A data frame is as the left of screenshot below.
I want to GroupBy the names, and find out which numbers (compared to [1,2,3,4,5]) are missing.
The ideal output is as the right of screenshot.
I've tried below codes. But the column 'Number of stars' after the GroupBy, is being taken as a list of strings. So it doesn't perform the comparison.
Any help in the way to fix it, please? Thank you.
import pandas as pd
from io import StringIO
csvfile = StringIO("""
Name Number of stars
Benjamin 1,3,2,1,2
Benjamin 2,5,1,3
Emma 2,1,1,4,4,2
Ethan 2,5,4
Emma 2,2,2
Ethan 5,4,4,1,1,1
Olivia 4,1,3,5""")
df = pd.read_csv(csvfile, sep = '\t', engine='python')

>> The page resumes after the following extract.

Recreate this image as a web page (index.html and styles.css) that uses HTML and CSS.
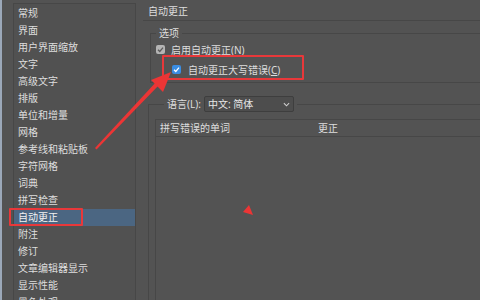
FILE: index.html
```html
<!DOCTYPE html>
<html lang="zh-CN">
<head>
  <meta charset="UTF-8">
  <title>首选项 - 自动更正</title>
  <link rel="stylesheet" href="styles.css">
</head>
<body>
  <div class="prefs">
    <div class="edge"></div>
    <ul class="sidebar">
      <li>常规</li>
      <li>界面</li>
      <li>用户界面缩放</li>
      <li>文字</li>
      <li>高级文字</li>
      <li>排版</li>
      <li>单位和增量</li>
      <li>网格</li>
      <li>参考线和粘贴板</li>
      <li>字符网格</li>
      <li>词典</li>
      <li>拼写检查</li>
      <li class="active">自动更正</li>
      <li>附注</li>
      <li>修订</li>
      <li>文章编辑器显示</li>
      <li>显示性能</li>
      <li>黑色外观</li>
    </ul>
    <div class="main">
      <div class="title">自动更正</div>
      <fieldset class="group options">
        <legend>选项</legend>
        <label class="check-row">
          <span class="box box-gray"><svg viewBox="0 0 10 10"><path d="M2.2 5.2 L4.2 7.2 L7.8 3" /></svg></span>
          <span>启用自动更正(<u>N</u>)</span>
        </label>
        <label class="check-row indent">
          <span class="box box-blue"><svg viewBox="0 0 10 10"><path d="M2.2 5.2 L4.2 7.2 L7.8 3" /></svg></span>
          <span>自动更正大写错误(<u>C</u>)</span>
        </label>
      </fieldset>
      <fieldset class="group words">
        <legend>
          <span class="lang-label">语言(L):</span>
          <span class="select">中文: 简体
            <svg class="chev" viewBox="0 0 8 5"><path d="M1 1 L4 4 L7 1" /></svg>
          </span>
        </legend>
        <div class="table">
          <div class="thead">
            <span class="col-word">拼写错误的单词</span>
            <span class="col-fix">更正</span>
          </div>
        </div>
      </fieldset>
    </div>
  </div>

  <div class="mark-box mark-side"></div>
  <div class="mark-box mark-check"></div>
  <svg class="marks" viewBox="0 0 480 300" width="480" height="300">
    <polygon points="95,148 96.5,149.5 160,84 157,81" />
    <polygon points="171,72 151,80 163,92" />
    <polygon points="243,212 249,205 253,215" />
  </svg>
</body>
</html>
```

FILE: styles.css
```css
html, body {
  margin: 0;
  padding: 0;
  height: 100%;
}
body {
  background: #535353;
  color: #dedede;
  font-family: "Noto Sans", "Noto Sans CJK SC", sans-serif;
  font-size: 10px;
  overflow: hidden;
}
.prefs {
  display: flex;
  height: 300px;
}
.edge {
  width: 2px;
  background: #9ba8b9;
}

/* left list */
.sidebar {
  list-style: none;
  margin: 3px 0 0 11px;
  padding: 1px 0 0 0;
  width: 121px;
  border: 1px solid #474747;
  border-bottom: none;
  background: #515151;
  overflow: hidden;
}
.sidebar li {
  height: 17px;
  line-height: 17px;
  padding-left: 4px;
  white-space: nowrap;
}
.sidebar li.active {
  background: #4b6682;
  color: #f2f2f2;
}

/* right pane */
.main {
  flex: 1;
  padding-left: 7px;
  min-width: 0;
  overflow: hidden;
}
.title {
  height: 20px;
  line-height: 22px;
  padding-left: 5px;
  border-bottom: 1px solid #474747;
}
.group {
  border: 1px solid #474747;
  margin: 0 -30px 0 7px;
  padding: 0;
  min-width: 0;
}
.group legend {
  padding: 0 3px;
  line-height: 14px;
}
.options {
  margin-top: 5px;
  padding: 1px 0 5px 5px;
}
.options legend {
  margin-left: 0;
}
.check-row {
  display: flex;
  align-items: center;
  gap: 6px;
  height: 16px;
}
.check-row.indent {
  margin-top: 4px;
  padding-left: 16px;
  gap: 7px;
}
.check-row u {
  text-decoration-thickness: 1px;
  text-underline-offset: 1px;
}
.box {
  width: 9px;
  height: 9px;
  border-radius: 2px;
  display: flex;
}
.box svg {
  width: 9px;
  height: 9px;
  fill: none;
  stroke-width: 1.4;
}
.box-gray {
  background: #b4b4b4;
}
.box-gray svg {
  stroke: #5a5a5a;
}
.box-blue {
  background: #3a8de3;
}
.box-blue svg {
  stroke: #ffffff;
}

.words {
  margin-top: 13px;
  margin-left: 5px;
  height: 300px;
  padding: 0 0 0 6px;
}
.words legend {
  margin-left: 9px;
  display: flex;
  align-items: center;
  gap: 3px;
  padding: 0 3px;
}
.select {
  display: flex;
  align-items: center;
  width: 82px;
  height: 14px;
  padding: 0 3px;
  border: 1px solid #3e3e3e;
  border-radius: 2px;
  background: #4d4d4d;
  color: #e6e6e6;
}
.chev {
  width: 7px;
  height: 5px;
  margin-left: auto;
  fill: none;
  stroke: #cfcfcf;
  stroke-width: 1.2;
}
.table {
  margin-top: 7px;
  border-left: 1px solid #474747;
  height: 300px;
}
.thead {
  display: flex;
  height: 16px;
  line-height: 16px;
  border-top: 1px solid #474747;
  border-bottom: 1px solid #474747;
}
.col-word {
  width: 158px;
  padding-left: 4px;
}

/* red annotations */
.mark-box {
  position: absolute;
  border: 2px solid #e8383a;
  border-radius: 1px;
}
.mark-side {
  left: 9px;
  top: 208px;
  width: 70px;
  height: 14px;
}
.mark-check {
  left: 162px;
  top: 55px;
  width: 138px;
  height: 21px;
}
.marks {
  position: absolute;
  left: 0;
  top: 0;
  pointer-events: none;
}
.marks polygon {
  fill: #ec3535;
}
```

df_1 = df.groupby('Name')['Number of stars'].apply(list)
df_1 = df_1.to_frame().reset_index()
df_1['all stars'] = pd.Series([list(range(1,6)) for x in range(len(df_1.index))])

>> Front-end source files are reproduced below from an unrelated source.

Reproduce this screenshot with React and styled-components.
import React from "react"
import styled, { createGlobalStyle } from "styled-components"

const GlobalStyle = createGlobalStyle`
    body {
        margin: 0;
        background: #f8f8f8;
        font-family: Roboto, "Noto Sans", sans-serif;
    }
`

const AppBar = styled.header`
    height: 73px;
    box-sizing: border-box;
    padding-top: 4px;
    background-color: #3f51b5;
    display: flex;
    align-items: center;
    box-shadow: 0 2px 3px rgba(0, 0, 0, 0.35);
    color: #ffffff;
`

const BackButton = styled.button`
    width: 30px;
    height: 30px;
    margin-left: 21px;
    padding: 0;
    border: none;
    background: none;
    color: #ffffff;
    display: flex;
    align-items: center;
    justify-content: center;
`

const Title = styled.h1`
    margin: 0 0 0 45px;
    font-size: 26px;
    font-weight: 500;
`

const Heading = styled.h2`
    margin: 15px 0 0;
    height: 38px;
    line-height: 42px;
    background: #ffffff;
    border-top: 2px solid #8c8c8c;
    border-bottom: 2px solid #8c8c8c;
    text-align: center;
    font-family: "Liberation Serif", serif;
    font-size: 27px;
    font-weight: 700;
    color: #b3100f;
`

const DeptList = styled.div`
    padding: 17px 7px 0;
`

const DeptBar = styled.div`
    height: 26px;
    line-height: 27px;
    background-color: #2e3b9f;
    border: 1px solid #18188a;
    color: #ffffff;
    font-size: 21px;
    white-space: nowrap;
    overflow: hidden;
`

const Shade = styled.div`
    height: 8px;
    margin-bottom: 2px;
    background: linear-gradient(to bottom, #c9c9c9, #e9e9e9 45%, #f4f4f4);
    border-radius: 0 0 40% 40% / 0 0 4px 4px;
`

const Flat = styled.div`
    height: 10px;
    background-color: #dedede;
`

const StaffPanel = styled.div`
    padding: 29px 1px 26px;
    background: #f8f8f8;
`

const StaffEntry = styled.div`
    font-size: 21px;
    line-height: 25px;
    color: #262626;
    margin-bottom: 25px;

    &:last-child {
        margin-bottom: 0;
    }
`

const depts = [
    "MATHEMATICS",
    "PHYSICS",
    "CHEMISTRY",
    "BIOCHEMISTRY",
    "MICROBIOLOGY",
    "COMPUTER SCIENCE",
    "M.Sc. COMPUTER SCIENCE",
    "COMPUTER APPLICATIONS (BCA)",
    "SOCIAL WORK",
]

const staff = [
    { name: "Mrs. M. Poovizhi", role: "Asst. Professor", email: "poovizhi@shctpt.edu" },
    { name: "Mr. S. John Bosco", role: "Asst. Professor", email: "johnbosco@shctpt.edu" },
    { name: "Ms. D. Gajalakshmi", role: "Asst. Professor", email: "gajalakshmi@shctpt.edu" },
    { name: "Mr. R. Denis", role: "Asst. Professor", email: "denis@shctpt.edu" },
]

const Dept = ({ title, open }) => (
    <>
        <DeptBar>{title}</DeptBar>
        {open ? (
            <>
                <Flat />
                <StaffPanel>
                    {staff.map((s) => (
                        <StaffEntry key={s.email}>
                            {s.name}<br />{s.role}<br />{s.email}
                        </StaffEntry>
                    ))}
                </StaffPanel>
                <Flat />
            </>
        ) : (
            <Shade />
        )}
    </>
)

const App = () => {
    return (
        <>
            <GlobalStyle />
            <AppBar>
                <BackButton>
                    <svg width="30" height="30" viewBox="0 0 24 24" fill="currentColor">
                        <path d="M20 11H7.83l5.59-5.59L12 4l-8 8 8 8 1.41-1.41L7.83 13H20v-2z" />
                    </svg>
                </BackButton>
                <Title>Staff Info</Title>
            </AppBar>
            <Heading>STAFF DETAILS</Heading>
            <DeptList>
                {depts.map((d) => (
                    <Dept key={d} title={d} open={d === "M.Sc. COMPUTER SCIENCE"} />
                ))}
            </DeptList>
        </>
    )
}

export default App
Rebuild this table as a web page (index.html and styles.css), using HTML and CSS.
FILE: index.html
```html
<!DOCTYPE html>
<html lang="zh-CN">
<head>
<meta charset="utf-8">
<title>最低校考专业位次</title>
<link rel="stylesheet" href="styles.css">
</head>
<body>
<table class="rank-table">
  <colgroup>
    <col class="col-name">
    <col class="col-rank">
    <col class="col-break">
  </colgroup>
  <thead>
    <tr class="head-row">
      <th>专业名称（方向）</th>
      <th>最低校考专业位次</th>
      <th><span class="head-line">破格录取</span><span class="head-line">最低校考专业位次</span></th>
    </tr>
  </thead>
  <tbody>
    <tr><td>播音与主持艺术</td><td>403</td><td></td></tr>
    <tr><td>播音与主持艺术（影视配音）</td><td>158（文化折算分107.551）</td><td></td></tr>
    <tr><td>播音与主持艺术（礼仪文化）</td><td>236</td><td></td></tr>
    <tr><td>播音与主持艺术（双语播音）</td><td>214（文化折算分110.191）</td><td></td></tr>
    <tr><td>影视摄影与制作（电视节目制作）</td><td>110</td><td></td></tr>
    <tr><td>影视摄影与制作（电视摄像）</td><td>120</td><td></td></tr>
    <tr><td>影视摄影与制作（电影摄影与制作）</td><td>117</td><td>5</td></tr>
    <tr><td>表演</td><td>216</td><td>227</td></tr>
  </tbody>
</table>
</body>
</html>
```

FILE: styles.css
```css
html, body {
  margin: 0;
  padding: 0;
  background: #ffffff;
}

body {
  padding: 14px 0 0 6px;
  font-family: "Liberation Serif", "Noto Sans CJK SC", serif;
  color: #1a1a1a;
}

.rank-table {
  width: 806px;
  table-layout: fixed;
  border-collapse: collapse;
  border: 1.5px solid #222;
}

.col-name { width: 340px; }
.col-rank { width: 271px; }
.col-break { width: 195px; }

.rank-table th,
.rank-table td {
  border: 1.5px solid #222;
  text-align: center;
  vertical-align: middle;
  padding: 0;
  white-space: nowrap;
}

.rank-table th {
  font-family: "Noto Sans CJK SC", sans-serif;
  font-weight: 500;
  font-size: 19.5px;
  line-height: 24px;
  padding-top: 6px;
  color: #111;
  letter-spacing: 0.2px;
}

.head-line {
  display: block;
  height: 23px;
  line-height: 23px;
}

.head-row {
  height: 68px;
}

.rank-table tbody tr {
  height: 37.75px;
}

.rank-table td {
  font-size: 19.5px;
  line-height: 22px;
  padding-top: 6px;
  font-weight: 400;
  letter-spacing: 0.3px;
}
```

df_1['diff'] = df_1['all stars'].map(set) - df_1['Number of stars'].map(set)
print (df_1)
Output:
Name Number of stars all stars diff
0 Benjamin [1,3,2,1,2, 2,5,1,3] [1, 2, 3, 4, 5] {1, 2, 3, 4, 5}
1 Emma [2,1,1,4,4,2, 2,2,2] [1, 2, 3, 4, 5] {1, 2, 3, 4, 5}
2 Ethan [2,5,4, 5,4,4,1,1,1] [1, 2, 3, 4, 5] {1, 2, 3, 4, 5}
3 Olivia [4,1,3,5] [1, 2, 3, 4, 5] {1, 2, 3, 4, 5}
CodePudding user response:
Let us group the dataframe by Name
and aggregate Number of stars
with custom lambda function that returns the required set difference:
s = set(range(1, 6))
df.groupby('Name')['Number of stars']\
.agg(lambda x: s - set(int(z) for y in x for z in y.split(',')))
Name
Benjamin {4}
Emma {3, 5}
Ethan {3}
Olivia {2}
Name: Number of stars, dtype: object
CodePudding user response:
Try:
out = (
df.groupby("Name")["Number of stars"]
.apply(
lambda x: ",".join(set("12345").difference(x.str.split(",").explode()))
)
.reset_index(name="diff")
)
print(out)
Prints:
Name diff
0 Benjamin 4
1 Emma 3,5
2 Ethan 3
3 Olivia 2
CodePudding user response:
You can convert comma separated string to list of string then explode and groupby to get set
df['Number of stars'] = df['Number of stars'].str.split(',')
df = df.explode('Number of stars')
df['Number of stars'] = df['Number of stars'].astype(int)
df_1 = (df.groupby('Name')['Number of stars'].apply(set)
.to_frame().reset_index())
df_1['diff'] = df_1['Number of stars'].apply(lambda x: set(range(1,6))-x)
print(df_1)
Name Number of stars diff
0 Benjamin {1, 2, 3, 5} {4}
1 Emma {1, 2, 4} {3, 5}
2 Ethan {1, 2, 4, 5} {3}
3 Olivia {1, 3, 4, 5} {2}